Tout commence par un baiser… entre deux garçons. Un fait qui, en 2024, pourrait n’être que banal. Mais l’un des deux, Adi, rentre chez lui avec de multiples hématomes. Il s’est fait frapper, mais par qui ? Et pour quelle raison ? La raison, on la devine rapidement et sa révélation va produire une effervescence panique chez ceux qui possèdent l’information. Quoi ? Il y aurait un pédé dans le village ! C’est une maladie, personne n’en doute. C’est passager, beaucoup l’espèrent.
Outre la honte, c’est aussi la porte ouverte au déferlement des invertis qui – on le sait ! – ne peuvent apporter que la désolation morale.
Le souci, c’est que l’engrenage infernal va élargir progressivement le cercle de ceux qui sont dans le secret (secret pas toujours explicitement dit) et que la machine infernale ainsi lancée risque de tout balayer sur son passage…
D’un fait ordinaire, le film, peinture de la bêtise et de l’intolérance ordinaires, prend vite l’allure d’un quasi thriller où chaque étape peut être pire que la précédente. Pour les parents, il faut extirper le mal, quitte à exorciser Adi. Pour le jeune homme (Ciprian Chiujdea, admirable), la seule option est la fuite, mais peut-il arriver à parcourir les trois kilomètres qui sépare la maison familiale du ponton sur le Danube et le départ espéré vers une autre vie ? Et rien n’est jamais simple, ni caricatural, dans un cas pareil. L’adolescent est tiraillé entre ses amours interdites et ses parents qui exercent sur lui une emprise morale et, parfois, physique ; et eux, Bogdan Dumitrache et Laura Vasiliu, sont perpétuellement ébahis et incapables même de comprendre.
Ce qui est passionnant, c’est que le film, plutôt que d’accuser, met en évidence l’étroitesse d’esprit, le refus de la sexualité différente, la peur du qu’en-dira-t-on. Hormis le « gros prêtre » (Adrian Țițieni, monolithique) qui fonctionne à la théologie et théorise parfaitement l’assimilation homosexualité = maladie, et le flic (excellent Valeriu Andriuță) qui tente le pragmatisme (tout en faisant attention à limiter la catastrophe, mais en prenant garde à ne pas obérer son avenir personnel), les idiots du village, parents en tête, errent en proie à la panique.

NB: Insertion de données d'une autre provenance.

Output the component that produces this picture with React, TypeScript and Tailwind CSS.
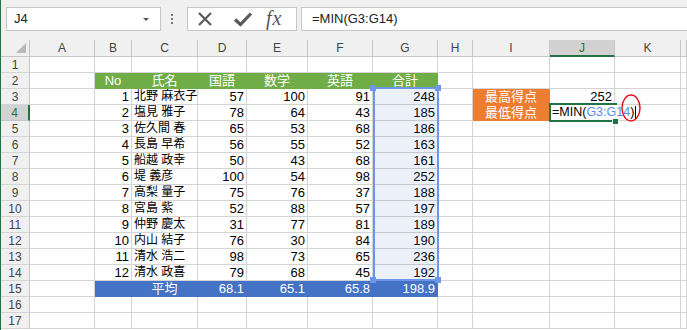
import React from 'react';

const W = ['w-[65px]', 'w-[37px]', 'w-[66px]', 'w-[49px]', 'w-[61px]', 'w-[65px]', 'w-[65px]', 'w-[35px]', 'w-[77px]', 'w-[65px]', 'w-[66px]', 'flex-1'];
const LETTERS = ['A', 'B', 'C', 'D', 'E', 'F', 'G', 'H', 'I', 'J', 'K', ''];

const FILL = {
  none: 'border-[#d4d4d4] text-black',
  green: 'bg-[#70ad47] border-[#70ad47] text-white',
  blue: 'bg-[#4472c4] border-[#4472c4] text-white',
  orange: 'bg-[#ed7d31] border-[#ed7d31] text-white',
};

const ALIGN = {
  l: 'justify-start pl-[2px]',
  c: 'justify-center',
  r: 'justify-end pr-[2px]',
};

type Cell = { v?: string; a?: keyof typeof ALIGN; f?: keyof typeof FILL; s?: string };

const students: [string, number, number, number, number][] = [
  ['北野 麻衣子', 57, 100, 91, 248],
  ['塩見 雅子', 78, 64, 43, 185],
  ['佐久間 春', 65, 53, 68, 186],
  ['長島 早希', 56, 55, 52, 163],
  ['船越 政幸', 50, 43, 68, 161],
  ['堤 義彦', 100, 54, 98, 252],
  ['高梨 量子', 75, 76, 37, 188],
  ['宮島 紫', 52, 88, 57, 197],
  ['仲野 慶太', 31, 77, 81, 189],
  ['内山 結子', 76, 30, 84, 190],
  ['清水 浩二', 98, 73, 65, 236],
  ['清水 政喜', 79, 68, 45, 192],
];

// build the 17 visible rows
function buildRow(r: number): Cell[] {
  const cells: Cell[] = LETTERS.map(() => ({}));
  if (r === 2) {
    ['No', '氏名', '国語', '数学', '英語', '合計'].forEach((t, i) => {
      cells[i + 1] = { v: t, a: 'c', f: 'green', s: 'text-[13px]' };
    });
  }
  if (r >= 3 && r <= 14) {
    const [name, ...nums] = students[r - 3];
    cells[1] = { v: String(r - 2), a: 'r', s: 'text-[13px]' };
    cells[2] = { v: name, a: 'l', s: 'text-[12px]' };
    nums.forEach((n, i) => {
      cells[i + 3] = { v: String(n), a: 'r', s: 'text-[13px]' };
    });
  }
  if (r === 15) {
    cells[1] = { f: 'blue' };
    cells[2] = { v: '平均', a: 'c', f: 'blue', s: 'text-[13px]' };
    ['68.1', '65.1', '65.8', '198.9'].forEach((t, i) => {
      cells[i + 3] = { v: t, a: 'r', f: 'blue', s: 'text-[13px]' };
    });
  }
  if (r === 3) {
    cells[8] = { v: '最高得点', a: 'c', f: 'orange', s: 'text-[13px]' };
    cells[9] = { v: '252', a: 'r', s: 'text-[13px]' };
  }
  if (r === 4) {
    cells[8] = { v: '最低得点', a: 'c', f: 'orange', s: 'text-[13px]' };
  }
  return cells;
}

function Toolbar() {
  return (
    <div className="h-[40px] bg-[#f0f0f0] flex items-start">
      <div className="ml-[5px] mt-[7px] w-[155px] h-[24px] border border-[#c6c6c6] bg-white flex items-center justify-between pl-[7px] pr-[11px] text-[13px] text-[#222]">
        <span>J4</span>
        <span className="w-0 h-0 border-l-[3px] border-r-[3px] border-t-[3px] border-l-transparent border-r-transparent border-t-[#555]" />
      </div>
      <div className="ml-[10px] mt-[14px] flex flex-col gap-[2px]">
        <span className="w-[2px] h-[2px] bg-[#777]" />
        <span className="w-[2px] h-[2px] bg-[#777]" />
        <span className="w-[2px] h-[2px] bg-[#777]" />
      </div>
      <div className="ml-[14px] mt-[7px] w-[110px] h-[24px] border border-[#c6c6c6] bg-white flex items-center">
        <svg width="16" height="16" viewBox="0 0 16 16" className="ml-[9px]">
          <path d="M2 2 L14 14 M14 2 L2 14" stroke="#5a5a5a" strokeWidth="2.2" fill="none" />
        </svg>
        <svg width="20" height="16" viewBox="0 0 20 16" className="ml-[20px]">
          <path d="M2 8.5 L7.5 13.5 L18 2.5" stroke="#5a5a5a" strokeWidth="3.2" fill="none" />
        </svg>
        <span className="ml-[13px] font-['Liberation_Serif',serif] italic text-[20px] tracking-[1px] leading-none text-[#555] -mt-[2px]">fx</span>
      </div>
      <div className="ml-[4px] mt-[7px] flex-1 h-[24px] border border-r-0 border-[#c6c6c6] bg-white flex items-center pl-[10px] text-[13px] text-[#222]">
        =MIN(G3:G14)
      </div>
    </div>
  );
}

function HeaderRow() {
  return (
    <div className="flex h-[17px] bg-[#f0f0f0]">
      <div className="w-[29px] h-full border-r border-b border-[#c6c6c6] flex items-end justify-end pr-[3px] pb-[3px]">
        <span className="w-0 h-0 border-b-[10px] border-l-[10px] border-l-transparent border-b-[#b9b9b9]" />
      </div>
      {LETTERS.map((l, i) => {
        const active = l === 'J';
        return (
          <div
            key={i}
            className={`${W[i]} h-full border-r flex items-center justify-center text-[12px] ${
              active
                ? 'bg-[#d2d2d2] text-[#217346] border-r-[#c6c6c6] border-b-2 border-b-[#217346]'
                : 'text-[#444] border-r-[#c6c6c6] border-b border-b-[#c6c6c6]'
            }`}
          >
            {l}
          </div>
        );
      })}
    </div>
  );
}

function Row({ r }: { r: number }) {
  const cells = buildRow(r);
  const active = r === 4;
  return (
    <div className="flex h-[16px]">
      <div
        className={`w-[29px] h-full border-b flex items-center justify-center text-[12px] ${
          active
            ? 'bg-[#d2d2d2] text-[#217346] border-r-2 border-r-[#217346] border-b-[#c6c6c6]'
            : 'bg-[#f0f0f0] text-[#444] border-r border-r-[#c6c6c6] border-b-[#d4d4d4]'
        }`}
      >
        {r}
      </div>
      {cells.map((c, i) => (
        <div
          key={i}
          className={`${W[i]} h-full border-r border-b flex items-end leading-[15px] whitespace-nowrap overflow-visible ${FILL[c.f ?? 'none']} ${ALIGN[c.a ?? 'l']} ${c.s ?? ''}`}
        >
          {c.v}
        </div>
      ))}
    </div>
  );
}

export default function App() {
  const rows = Array.from({ length: 17 }, (_, i) => i + 1);
  return (
    <div className="relative w-[687px] h-[330px] overflow-hidden bg-white flex font-['Liberation_Sans','Noto_Sans_CJK_JP',sans-serif]">
      <div className="w-[1px] h-full bg-[#217346]" />
      <div className="flex-1 flex flex-col">
        <Toolbar />
        <HeaderRow />
        {rows.map((r) => (
          <Row key={r} r={r} />
        ))}
      </div>

      {/* range highlight G3:G14 */}
      <div className="absolute left-[373px] top-[87px] w-[66px] h-[194px] border-2 border-[#6f95ea] bg-[#4472c4]/10" />
      <span className="absolute left-[370px] top-[85px] w-[6px] h-[6px] bg-[#6f95ea]" />
      <span className="absolute left-[435px] top-[85px] w-[6px] h-[6px] bg-[#6f95ea]" />
      <span className="absolute left-[370px] top-[277px] w-[6px] h-[6px] bg-[#6f95ea]" />
      <span className="absolute left-[435px] top-[277px] w-[6px] h-[6px] bg-[#6f95ea]" />

      {/* active cell J4 in edit mode */}
      <div className="absolute left-[549px] top-[103px] w-[68px] h-[19px] border-2 border-[#217346]" />
      <div className="absolute left-[551px] top-[105px] h-[14px] pl-[1px] pr-[2px] bg-white flex items-end leading-[14px] text-[12.5px] whitespace-nowrap">
        <span>=MIN(</span>
        <span className="text-[#5b8de8]">G3:G14</span>
        <span>)</span>
        <span className="ml-[1px] w-[1px] h-[13px] bg-black self-center" />
      </div>
      <span className="absolute left-[613px] top-[119px] w-[5px] h-[5px] bg-[#217346] outline outline-1 outline-white" />

      {/* red annotation ellipse */}
      <svg className="absolute left-[619px] top-[93px]" width="24" height="30" viewBox="0 0 24 30">
        <ellipse cx="12" cy="15" rx="9" ry="13" stroke="#e8141c" strokeWidth="1.5" fill="none" />
      </svg>
    </div>
  );
}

Quant aux mystères et non-dits, ils sont admirablement mis en évidence comme seule échappatoire lorsqu’on est différent. Ali ne peut pratiquement jamais exprimer ses sentiments et son amie Ilinca (pudique Ingrid Micu-Berescu), sa probable « couverture », court tout le temps… après une solution pour protéger le jeune homme. Montrer où peut mener la bêtise pure, dans une forme narrative épurée et linéaire, est, probablement la plus grande force de ce film admirable dont l’aboutissement, simple, est une délivrance hautement émouvante.
Trei kilometri pana la capatul lumii d’Emanuel Pârvu, avec Ciprian Chiujdea, Bogdan Dumitrache, Laura Vasiliu, Valeriu Andriuță, Ingrid Micu-Berescu, Adrian Țițieni…, Roumanie, 1h45. En Compétition officielle au 77e Festival de Cannes.